Naturally, Wi-Fi is on the menu too, bringing internet radio connectivity, Spotify Connect, Amazon Music, Deezer and Tidal with it. UPnP functionality is also on board, so any music stored on a common network is accessible. DAB and FM radio reception is available, and there’s the provision for DAB+ on the off-chance the format gains some meaningful traction before hell freezes over. Bluetooth, meanwhile, is of the optimal aptX HD variety.
Related: What is aptX and aptX HD?
Incoming signals (well, the digital ones – which are the majority) are handled by what Ruark describes as an “audiophile” 32bit/192kHz DAC. From there, digital and analogue information alike is boosted by 90W of class AB amplification (very welcome indeed in the type of product where one might ordinarily bet the house on class D) and sent on to the driver array.
There’s a 75mm full-range neodymium driver behind the grille at either end of the fascia, and an offset 130mm long-throw woofer on the bottom of the cabinet.
Like all Ruark’s current range, the R5 is able to join a Ruark-centric multi-room system without too much difficulty at all.
Ruark R5 interface – Improved over the previous version
All the necessary controls are available on the top panel of the R5, and that “dial-within-a-dial” arrangement (Ruark calls it a “RotoDial”) is mimicked by the remote control. It pairs super-quickly with the unit and, since it uses radio frequencies, it doesn’t require line-of-sight to issue instructions.
It’s also possible to use the Ruark LINK app (iOS and Android) to control the R5. It’s a pretty basic-looking app, and not what one could truthfully call completely stable. Like virtually every app developed by a company with finite resources, it works just fine the majority of the time – which is another way of saying “it can be frustrating”.
Mind you, a crashy app is no more galling than voice-control that’s hard of hearing – so in some ways it’s just as well the Ruark goes without any voice-based interface.
Unlike the previous sample, this R5 proves absolutely reliable in its responses to user requests. No failing to switch inputs or wake up from standby, no allegations of a disc playing in the empty CD drive. Just a solid, properly sorted user interface – which is as it should be.

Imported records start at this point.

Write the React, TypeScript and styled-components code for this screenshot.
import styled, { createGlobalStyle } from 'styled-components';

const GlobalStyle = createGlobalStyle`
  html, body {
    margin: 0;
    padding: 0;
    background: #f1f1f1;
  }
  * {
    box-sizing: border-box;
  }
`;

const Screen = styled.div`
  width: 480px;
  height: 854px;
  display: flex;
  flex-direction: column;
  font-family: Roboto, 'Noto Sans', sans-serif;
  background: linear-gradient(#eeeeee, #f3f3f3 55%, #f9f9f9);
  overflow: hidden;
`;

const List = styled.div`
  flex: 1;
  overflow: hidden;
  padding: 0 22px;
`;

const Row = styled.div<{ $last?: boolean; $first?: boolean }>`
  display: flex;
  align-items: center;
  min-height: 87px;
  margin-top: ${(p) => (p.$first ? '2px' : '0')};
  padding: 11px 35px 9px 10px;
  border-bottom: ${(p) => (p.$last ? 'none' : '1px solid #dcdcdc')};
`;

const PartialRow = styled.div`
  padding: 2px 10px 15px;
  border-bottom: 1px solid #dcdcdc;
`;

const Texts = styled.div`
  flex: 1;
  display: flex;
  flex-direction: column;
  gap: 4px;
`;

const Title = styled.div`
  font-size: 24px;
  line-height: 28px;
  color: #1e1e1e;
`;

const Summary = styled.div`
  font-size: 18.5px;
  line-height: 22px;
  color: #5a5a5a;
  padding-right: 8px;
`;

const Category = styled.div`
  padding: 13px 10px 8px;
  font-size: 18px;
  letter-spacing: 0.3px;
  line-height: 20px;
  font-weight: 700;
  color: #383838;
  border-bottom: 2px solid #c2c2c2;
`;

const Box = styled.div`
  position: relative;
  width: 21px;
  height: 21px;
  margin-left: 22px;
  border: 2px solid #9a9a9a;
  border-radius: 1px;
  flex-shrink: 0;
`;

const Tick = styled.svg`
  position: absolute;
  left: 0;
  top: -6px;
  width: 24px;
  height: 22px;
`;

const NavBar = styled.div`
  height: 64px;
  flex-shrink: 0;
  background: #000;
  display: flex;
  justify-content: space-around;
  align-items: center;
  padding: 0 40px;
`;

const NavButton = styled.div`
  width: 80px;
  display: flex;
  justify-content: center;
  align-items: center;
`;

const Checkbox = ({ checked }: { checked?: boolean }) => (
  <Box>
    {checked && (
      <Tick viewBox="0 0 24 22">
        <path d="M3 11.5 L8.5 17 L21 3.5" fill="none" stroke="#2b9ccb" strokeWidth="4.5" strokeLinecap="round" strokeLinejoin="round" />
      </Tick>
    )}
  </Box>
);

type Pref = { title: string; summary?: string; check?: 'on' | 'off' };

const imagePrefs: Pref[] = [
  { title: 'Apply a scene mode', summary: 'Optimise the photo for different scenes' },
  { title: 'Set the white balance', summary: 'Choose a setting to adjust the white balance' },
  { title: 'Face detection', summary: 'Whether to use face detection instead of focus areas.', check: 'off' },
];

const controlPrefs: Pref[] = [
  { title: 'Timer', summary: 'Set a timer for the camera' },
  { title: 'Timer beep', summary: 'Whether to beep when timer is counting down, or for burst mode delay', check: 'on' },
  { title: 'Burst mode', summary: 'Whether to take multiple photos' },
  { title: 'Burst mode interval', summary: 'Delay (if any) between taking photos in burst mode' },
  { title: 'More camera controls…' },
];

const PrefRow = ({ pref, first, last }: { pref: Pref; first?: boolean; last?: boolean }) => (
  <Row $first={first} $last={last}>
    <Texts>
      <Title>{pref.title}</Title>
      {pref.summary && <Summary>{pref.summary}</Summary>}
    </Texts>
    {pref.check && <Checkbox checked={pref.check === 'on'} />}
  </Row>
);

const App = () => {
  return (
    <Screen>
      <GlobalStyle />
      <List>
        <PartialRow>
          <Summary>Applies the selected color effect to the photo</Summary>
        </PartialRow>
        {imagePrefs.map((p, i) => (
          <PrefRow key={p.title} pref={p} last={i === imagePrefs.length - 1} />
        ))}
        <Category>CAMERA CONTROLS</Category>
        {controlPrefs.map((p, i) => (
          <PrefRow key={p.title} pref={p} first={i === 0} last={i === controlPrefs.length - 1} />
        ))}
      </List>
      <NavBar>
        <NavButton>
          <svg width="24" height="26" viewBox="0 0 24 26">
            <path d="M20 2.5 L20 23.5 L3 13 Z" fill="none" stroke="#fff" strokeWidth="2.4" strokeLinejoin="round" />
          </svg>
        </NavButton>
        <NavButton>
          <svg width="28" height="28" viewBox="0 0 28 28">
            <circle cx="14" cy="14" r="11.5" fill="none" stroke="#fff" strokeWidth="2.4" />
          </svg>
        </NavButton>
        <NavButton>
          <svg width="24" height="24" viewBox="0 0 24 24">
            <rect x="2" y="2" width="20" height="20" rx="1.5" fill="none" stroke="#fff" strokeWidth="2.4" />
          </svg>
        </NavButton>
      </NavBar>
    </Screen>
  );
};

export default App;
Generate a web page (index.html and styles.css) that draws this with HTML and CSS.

Ruark R5 sound quality – Not the most exciting, but an accomplished presentation nonetheless
Realistically, what are you entitled to expect from a single box that’s absolutely bursting with functionality? Is it fair to expect sound quality on a par with a wireless speaker of similar cost, when all of the research and development time and money has gone into making the wireless speaker do just one thing really well? Surely not. Surely context is everything.
And so, in context, the Ruark R5 is now a pretty accomplished performer for which very few excuses need to be made.
It displays admirable consistency to its sound via any of its digital sources, and in the right circumstances it’s as enjoyable and engrossing a listen as most comparably priced wireless speakers.
No matter the material (and, once again, this test ran the gamut from Moscow’s Radio Edge Deep via internet radio and BBC 6Music on DAB to David Bowie’s Station To Station on CD, Funkadelic’s Free Your Mind… via streaming services, a Blu-ray of The Coen Brothers’ True Grit through the optical input and a vinyl copy of Fear Of Music by Talking Heads), the R5 presents itself as a crisp and intermittently attacking listen.
Straight from the box it’s overwhelmingly bassy, just as it was last time. And just as before, a quick glance at the “audio” menus reveals “loudness” is on – and because the woofer is firing straight onto a hard surface from maybe 4cm away, it needs turning off pronto. Some judicious finessing of the R5’s EQ options helps integrate the low frequencies into the rest of the audio information quite smoothly, which a) helps no end in bringing a deal more unity to the presentation; and b) is a bit better than last time.
The soundstage is reasonably broad and well defined, and remains coherent even when music gets complicated and multi-layered. The R5 handles dynamic shifts pretty well, and prevents the Russian EDM’s high-end excesses getting, well, too excessive.
There’s pleasing balance from the top of the frequency range down through the mids, where vocalists enjoy plenty of the detail that gives their presentation authentic character.
Everything snaps along nicely – the Ruark’s overall tonality is convincing and (once the “loudness” control is defeated) bass is well controlled. The overall presentation isn’t the most out-and-out exciting you’ve ever heard – but, in all honesty, its rather judicious approach is preferable to the sort of over-caffeinated enthusiasm this sort of money can buy elsewhere.
Perhaps the most unexpected aspect is the quality of the integrated phono stage. This sort of thing is quite often an afterthought, even in systems that don’t have the nap hand of functionality the R5 does. But there’s a good dose of the warmth and instinctive integration that makes vinyl such an enduring format.
Shortcomings are fewer now than on first acquaintance. The slight disconnect between the low frequencies and all the information above them has been minimised, so unless you crave a more up-and-at-’em overall character than this, it’s hard to suggest a realistic alternative to this new and improved R5.
Should you buy the Ruark R5?
The reasons to buy an R5 are pretty obvious, really. You want an uncompromised stack of functionality; you want convenience; you want something that isn’t going to wreck your interior decor; you want decent sound. Four boxes ticked with a big fat marker pen.
And the fact remains: you’re not spoiled for choice. In terms of both aspirations and functionality, the Roberts Stream 67 is the closest thing to the R5 that’s worth considering – and it looks, and sounds, like the £600 it costs. Which is another way of saying it doesn’t look, or sound, as good as the R5.